ONTAP Hardware

How to configure AFF200 nodes for 10Gb VRRP, HSRP, ESRP switch configuration?

cgeck0000
4,451 Views

Hi there.

 

Currently setting up AFF200 nodes with 10Gb connectivity to 2 Extreme Black Diamond 8810 switches running ESRP.

 

ESRP is Extreme Networks propriatery standard comparable to Cisco HSRP and the open standard VRRP.

 

I found the following stating VRRP and HSRP is supported and "no special configuration is needed on the storage."

 

Does NetApp support VRRP and HSRP?

https://kb.netapp.com/support/s/article/ka21A0000000jxLQAQ/does-netapp-support-vrrp-and-hsrp?language=en_US

 

The thing is I do not know what that means.

 

Can someone point me in the direction of configuring NetApp for this? Thanks.

1 ACCEPTED SOLUTION

andris
4,349 Views

What is your goal?  L2 redundancy, L3 (router) redundancy or both?

 

To summarize from a L3 redundancy perspective... with these protocols, you have a virtual router IP address AND a virtual ethernet MAC address for this router.

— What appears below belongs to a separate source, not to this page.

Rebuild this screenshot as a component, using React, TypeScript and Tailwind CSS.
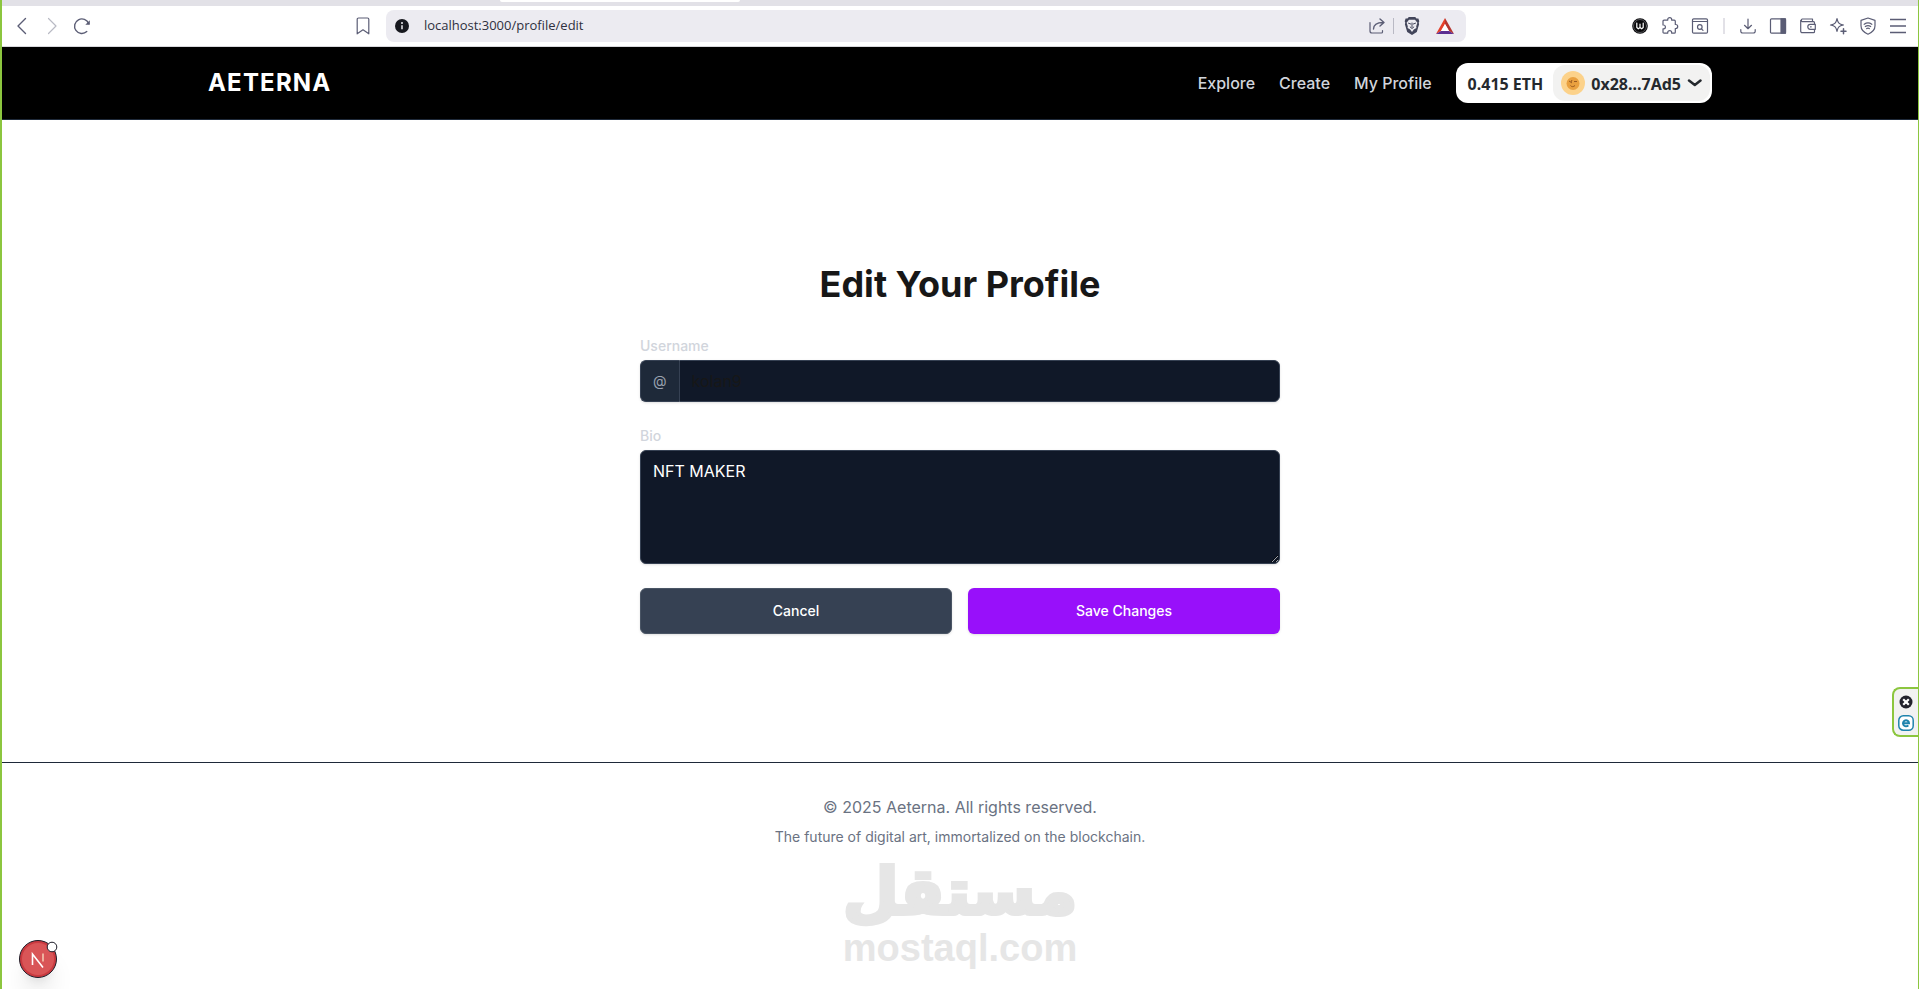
import { useState } from "react";
import type { ReactNode } from "react";

interface IconProps {
  children: ReactNode;
  className?: string;
}

function Icon({ children, className = "" }: IconProps) {
  return (
    <svg
      viewBox="0 0 16 16"
      fill="none"
      stroke="currentColor"
      strokeWidth="1.2"
      strokeLinecap="round"
      strokeLinejoin="round"
      className={`w-4 h-4 shrink-0 overflow-visible ${className}`}
      aria-hidden="true"
    >
      {children}
    </svg>
  );
}

function ToolButton({ label, children }: { label: string; children: ReactNode }) {
  return (
    <button type="button" aria-label={label} className="flex text-[#5b5d75]">
      {children}
    </button>
  );
}

function BrowserBar() {
  return (
    <div>
      {/* Tab strip */}
      <div className="h-[6px] bg-[#e2e1e7] flex">
        <div className="ml-[26%] w-60 h-[2px] bg-white rounded-b-md" />
      </div>

      {/* Toolbar */}
      <div className="h-[41px] bg-white border-b border-[#d8d8dc] flex items-center pl-3 pr-3">
        <div className="flex items-center gap-[14px]">
          <ToolButton label="Back">
            <Icon>
              <path d="M11.500 .5 4 8l7.500 7.500" strokeWidth="1.400" />
            </Icon>
          </ToolButton>
          <ToolButton label="Forward">
            <Icon className="text-[#b9bac4]">
              <path d="M4.500 .5 12 8l-7.500 7.500" />
            </Icon>
          </ToolButton>
          <ToolButton label="Reload">
            <Icon>
              <path d="M12.800 13.600A7.300 7.300 0 1 1 14.700 5.600" strokeWidth="1.400" />
              <path d="M15.800 2.300v4.500h-4.500z" fill="currentColor" stroke="none" />
            </Icon>
          </ToolButton>
        </div>

        <div className="ml-[14%] flex items-center gap-[15px]">
          <ToolButton label="Bookmark">
            <Icon>
              <path d="M2.200 1.300A1.300 1.300 0 0 1 3.500 0h9a1.300 1.300 0 0 1 1.300 1.300v14.500L8 11.800l-5.800 4z" />
            </Icon>
          </ToolButton>
          <div className="w-[1080px] h-8 rounded-lg bg-[#ecebf1] flex items-center pl-2 pr-3">
            <svg viewBox="0 0 16 16" className="w-4 h-4" aria-hidden="true">
              <circle cx="8" cy="8" r="7" fill="#17181f" />
              <circle cx="8" cy="5" r="1" fill="#ecebf1" />
              <path d="M8 7.200v4" stroke="#ecebf1" strokeWidth="1.500" fill="none" />
            </svg>
            <input
              type="text"
              aria-label="Address"
              defaultValue="localhost:3000/profile/edit"
              className="flex-1 min-w-0 ml-[14px] bg-transparent outline-none text-[13px] text-[#2f3040] font-['Open_Sans',sans-serif]"
            />
            <ToolButton label="Share">
              <Icon>
                <path d="M1 4.500V13a2 2 0 0 0 2 2h9.500a1 1 0 0 0 1-1v-1.500" />
                <path d="M4.500 11c0-4 3-6.500 9.500-6.500M11 1l4 3.500L11 8" strokeWidth="1.400" />
              </Icon>
            </ToolButton>
            <div className="w-px h-4 bg-[#b9b9c4] mx-2" />
            <ToolButton label="Brave Shields">
              <Icon className="ml-[2px]">
                <path
                  d="M4.800-.9h6.400l1.300 1.300 1.900.2.900 2.600-.6 1.500.4 1.500-2.300 7.800L8 17l-4.800-3L.9 6.200l.4-1.500L.7 3.200l.9-2.600 1.900-.2z"
                  fill="#42455a"
                  stroke="none"
                />
                <path
                  d="M5 1.800h6l2.400 3-1.200 3.500.2 1.800-2.600 1.400L8 14l-1.800-2.500-2.600-1.400.2-1.800L2.600 4.800z"
                  fill="#ecebf1"
                  stroke="none"
                />
                <path d="M4.500 5.200l2.200.8M11.500 5.200 9.300 6M8 5v4M6.200 9 8 10.500 9.800 9" stroke="#42455a" strokeWidth="1" />
              </Icon>
            </ToolButton>
            <button type="button" aria-label="Brave Rewards" className="ml-4">
              <svg viewBox="0 0 18 16" className="w-[18px] h-4" aria-hidden="true">
                <path d="M9 0 0 16l5-3 4-7z" fill="#e5402a" />
                <path d="M9 0l9 16-5-3-4-7z" fill="#b5352f" />
                <path d="M0 16h18l-5-3H5z" fill="#5b2d91" />
                <path d="M9 6l4 7H5z" fill="#fff" />
              </svg>
            </button>
          </div>
        </div>

        <div className="ml-auto flex items-center gap-[14px]">
          <ToolButton label="Wallet extension">
            <Icon>
              <circle cx="8" cy="8" r="7.800" fill="#08080a" stroke="none" />
              <circle cx="8" cy="8" r="6.500" stroke="#8a8a90" strokeWidth=".6" />
              <path d="M4.800 5v4.500l1.500 1.300L8 9.500l1.700 1.300 1.500-1.300V5M8 6v3.500" stroke="#fff" strokeWidth="1.200" />
            </Icon>
          </ToolButton>
          <ToolButton label="Extensions">
            <Icon>
              <path d="M3 2.200h2.700V1.700a2 2 0 0 1 4 0v.5h2.600a1 1 0 0 1 1 1v3.300h.4a2 2 0 0 1 0 4h-.4v3.700a1 1 0 0 1-1 1h-2.600v-.5a2 2 0 0 0-4 0v.5H2a1 1 0 0 1-1-1v-3.400h.5a1.900 1.900 0 0 0 0-3.800H1V3.200a1 1 0 0 1 1-1z" />
            </Icon>
          </ToolButton>
          <ToolButton label="Find in page">
            <Icon>
              <rect x=".5" y=".8" width="15" height="14.400" rx="1.200" />
              <path d="M.5 3.500h15" />
              <circle cx="7.800" cy="9" r="2.300" />
              <path d="m9.500 10.800 1.500 1.500" />
            </Icon>
          </ToolButton>
          <div className="w-[2px] h-4 bg-[#e2e1e7] mx-px" />
          <ToolButton label="Downloads">
            <Icon>
              <path d="M8 1v9.500M4.500 7.300 8 10.700l3.500-3.400M.8 11.500v1.700A1.800 1.800 0 0 0 2.600 15h10.800a1.800 1.800 0 0 0 1.800-1.800v-1.700" />
            </Icon>
          </ToolButton>
          <ToolButton label="Sidebar">
            <Icon>
              <rect x=".5" y=".8" width="15" height="14.400" rx="1" />
              <path d="M11 .8h4.500v14.400H11z" fill="currentColor" />
            </Icon>
          </ToolButton>
          <ToolButton label="Wallet">
            <Icon>
              <path d="M14.500 6V4.700a1 1 0 0 0-1-1H2.200A1.500 1.500 0 0 1 2.200 1h10.300v2.700M.7 2.300v10.900A1.500 1.500 0 0 0 2.200 14.700h11.300a1 1 0 0 0 1-1v-2" />
              <path d="M10.300 6.300h5v5h-5a2.500 2.500 0 0 1 0-5zM10.500 8.800h.7" />
            </Icon>
          </ToolButton>
          <ToolButton label="Leo AI">
            <Icon>
              <path d="M7 .5c.9 4.500 2 5.700 6.500 6.500C9 7.900 7.900 9 7 13.500 6.100 9 5 7.900.5 7 5 6.200 6.100 5 7 .5z" />
              <path d="M13.500 10.800v5M11 13.300h5" strokeWidth="1.500" />
            </Icon>
          </ToolButton>
          <ToolButton label="VPN">
            <Icon>
              <path d="M8 0 15 2.400v5.400c0 4.200-3.200 6.900-7 8.400-3.800-1.500-7-4.200-7-8.400V2.400z" />
              <path d="M4.200 6.300c2.400-1.700 5.200-1.700 7.600 0M5.300 8.500c1.700-1.200 3.700-1.200 5.400 0M6.700 10.600c.8-.5 1.800-.5 2.600 0" />
            </Icon>
          </ToolButton>
          <ToolButton label="Menu">
            <Icon>
              <path d="M0 1.500h16M0 8h16M0 14.500h16" strokeLinecap="butt" strokeWidth="1.400" />
            </Icon>
          </ToolButton>
        </div>
      </div>
    </div>
  );
}

function WalletButton() {
  return (
    <button
      type="button"
      className="h-10 bg-white rounded-xl flex items-center p-[2px] text-[#25292e] font-bold text-base font-['Noto_Sans',sans-serif]"
    >
      <span className="px-[10px] pt-px">0.415 ETH</span>
      <span className="h-9 rounded-xl bg-[#f2f2f1] flex items-center px-2 gap-[6px]">
        <svg viewBox="0 0 24 24" className="w-6 h-6" aria-hidden="true">
          <circle cx="12" cy="12" r="12" fill="#fcd28a" />
          <circle cx="12" cy="12.500" r="6.500" fill="#e9a03f" />
          <path d="M8 10l3 2M11 9l-1 2M16 10.500h-3M9.500 14.500c1 1.500 3 1.500 4.500 0" stroke="#9a5a20" strokeWidth="1" fill="none" />
        </svg>
        <span className="pt-px">0x28...7Ad5</span>
        <svg viewBox="0 0 15 8" fill="none" className="w-[15px] h-2" aria-hidden="true">
          <path d="M2 1.500 7.800 6l5.700-4.500" stroke="#25292e" strokeWidth="2.500" strokeLinecap="round" strokeLinejoin="round" />
        </svg>
      </span>
    </button>
  );
}

function Header() {
  return (
    <header className="bg-black border-b border-gray-800">
      <div className="max-w-[1536px] mx-auto h-[72px] px-4 flex items-center justify-between">
        <a href="#" className="text-2xl font-bold tracking-wider text-white">
          AETERNA
        </a>
        <nav className="flex items-center gap-6 font-medium text-gray-300">
          <a href="#">Explore</a>
          <a href="#">Create</a>
          <a href="#">My Profile</a>
          <WalletButton />
        </nav>
      </div>
    </header>
  );
}

function EditProfileForm() {
  const [username, setUsername] = useState("kolan9");
  const [bio, setBio] = useState("NFT MAKER");

  return (
    <main className="w-full max-w-[672px] mx-auto px-4 pt-36 pb-32">
      <h1 className="text-4xl font-bold text-center mb-8">Edit Your Profile</h1>
      <form className="space-y-6" onSubmit={(e) => e.preventDefault()}>
        <div>
          <label htmlFor="username" className="block text-sm font-medium text-gray-300">
            Username
          </label>
          <div className="mt-1 flex rounded-md shadow-sm">
            <span className="inline-flex items-center px-3 rounded-l-md border border-r-0 border-gray-700 bg-gray-800 text-gray-400 text-sm">
              @
            </span>
            <input
              id="username"
              type="text"
              value={username}
              onChange={(e) => setUsername(e.target.value)}
              className="flex-1 min-w-0 px-3 py-2 rounded-r-md border border-gray-700 bg-gray-900 text-[#171717]"
            />
          </div>
        </div>

        <div>
          <label htmlFor="bio" className="block text-sm font-medium text-gray-300">
            Bio
          </label>
          <textarea
            id="bio"
            rows={4}
            value={bio}
            onChange={(e) => setBio(e.target.value)}
            className="mt-1 block w-full px-3 py-2 rounded-md border border-gray-700 bg-gray-900 text-white shadow-sm"
          />
        </div>

        <div className="flex gap-4">
          <button
            type="button"
            className="flex-1 py-3 px-4 border border-gray-600 rounded-md shadow-sm text-sm font-medium text-white bg-gray-700"
          >
            Cancel
          </button>
          <button
            type="submit"
            className="flex-1 py-3 px-4 border border-transparent rounded-md shadow-sm text-sm font-medium text-white bg-purple-600"
          >
            Save Changes
          </button>
        </div>
      </form>
    </main>
  );
}

function Footer() {
  return (
    <footer className="border-t border-gray-800 pt-8 text-center text-gray-500">
      <p>&copy; 2025 Aeterna. All rights reserved.</p>
      <p className="text-sm mt-2">The future of digital art, immortalized on the blockchain.</p>
      <div className="flex flex-col items-center pt-2 text-[#e6e6e6] font-bold">
        <span
          lang="ar"
          dir="rtl"
          className="text-[64px] leading-[74px] font-['DejaVu_Sans',sans-serif] [-webkit-text-stroke:4px_#e6e6e6] [stroke-linejoin:round]"
        >
          مستقل
        </span>
        <span className="text-[38px] leading-[38px] font-['Liberation_Sans',sans-serif]">mostaql.com</span>
      </div>
    </footer>
  );
}

export default function App() {
  return (
    <div className="relative min-h-screen overflow-hidden bg-white text-[#171717] border-l-2 border-r border-[#8cc63f] font-['Inter',sans-serif]">
      <BrowserBar />
      <Header />
      <EditProfileForm />
      <Footer />

      {/* Side widget */}
      <div className="absolute right-0 top-[687px] w-[26px] h-[50px] bg-[#f2f2f2] border-2 border-r-0 border-[#8cc63f] rounded-l-lg flex flex-col items-center justify-center gap-[5px]">
        <button type="button" aria-label="Close">
          <svg viewBox="0 0 16 16" className="w-4 h-4 block" aria-hidden="true">
            <circle cx="8" cy="8" r="6.500" fill="#22222c" />
            <path d="M5.200 5.200l5.600 5.600M10.800 5.200l-5.600 5.600" stroke="#fff" strokeWidth="2.200" />
          </svg>
        </button>
        <button type="button" aria-label="Open widget">
          <svg viewBox="0 0 16 16" className="w-4 h-4 block" aria-hidden="true">
            <rect x=".8" y=".8" width="14.400" height="14.400" rx="4.500" fill="#fff" stroke="#1f83ad" strokeWidth="1.500" />
            <path d="M5 8.300h6A3 3 0 1 0 10.300 10.300" fill="none" stroke="#1f83ad" strokeWidth="2" />
          </svg>
        </button>
      </div>

      {/* Dev tools badge */}
      <button type="button" aria-label="Open dev tools" className="absolute left-[17px] top-[940px] rounded-full shadow-xl">
        <svg viewBox="0 0 38 38" className="w-[38px] h-[38px] block overflow-visible" aria-hidden="true">
          <circle cx="19" cy="19" r="18.500" fill="#ca3a40" stroke="#1c1c28" />
          <circle cx="19" cy="19" r="16" fill="#d95557" />
          <path d="M13.500 25V14l10.500 13.500" stroke="#fff" strokeWidth="1.600" fill="none" />
          <path d="M24 13.500v8" stroke="#f3c9b0" strokeWidth="1.600" />
          <circle cx="33" cy="7" r="4.800" fill="#fff" stroke="#1c1c28" />
        </svg>
      </button>
    </div>
  );
}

When one fails, the other takes over advertising the virtual IP and using gratuitous ARP requests to "teach" everyone the new location of the virtual MAC address.

 

As you currently describe it, the NetApp nodes will not have L2 redundancy.  That's OK - but if the single link to the switch fails, or the switch itself completely fails (as opposed to the router interface not working or downstream paths not working), the connectivity will fail.

 

To configure L2 redundancy you'd dual-home the NetApp nodes to each switch, but you'd need a multi-switch link aggregation feature on the switch side.  Extreme's MLAG feature, Cisco's VPC.  The usual requirement on the edge/host/server/ONTAP side would be that the 2 ports are configured as a LACP (802.3ad) port-channel.

 

 

 

View solution in original post

3 REPLIES 3

andris
4,393 Views

Hi back,

 

The idea behind all of these "router redundancy" protocols is you can have multiple physical routers cooperating to provide a reliable "virtual router" gateway IP address. The protocol itself runs between the routers, only.  All the hosts (like the AFF A200) need to know is what the IP address of the virtual router/gateway is - just a configuration item when setting up the network LIFs. 

cgeck0000
4,360 Views

Painting the picture...

 

netapp1 is connected to switch1

netapp2 is connected to switch2

 

ESRP\HSRP\VRRP (all the same) is configured between switch1 and switch2.

 

The virtual gateway IP address is sitting on switch2.

 

How does netapp1 connected to switch1 get to that gateway?

 

And if the virtual gateway IP fails over to switch1 then how does netapp2 reach that now?

 

Hope this helps more with my question.

andris
4,350 Views

What is your goal?  L2 redundancy, L3 (router) redundancy or both?

 

To summarize from a L3 redundancy perspective... with these protocols, you have a virtual router IP address AND a virtual ethernet MAC address for this router. When one fails, the other takes over advertising the virtual IP and using gratuitous ARP requests to "teach" everyone the new location of the virtual MAC address.

 

As you currently describe it, the NetApp nodes will not have L2 redundancy.  That's OK - but if the single link to the switch fails, or the switch itself completely fails (as opposed to the router interface not working or downstream paths not working), the connectivity will fail.

 

To configure L2 redundancy you'd dual-home the NetApp nodes to each switch, but you'd need a multi-switch link aggregation feature on the switch side.  Extreme's MLAG feature, Cisco's VPC.  The usual requirement on the edge/host/server/ONTAP side would be that the 2 ports are configured as a LACP (802.3ad) port-channel.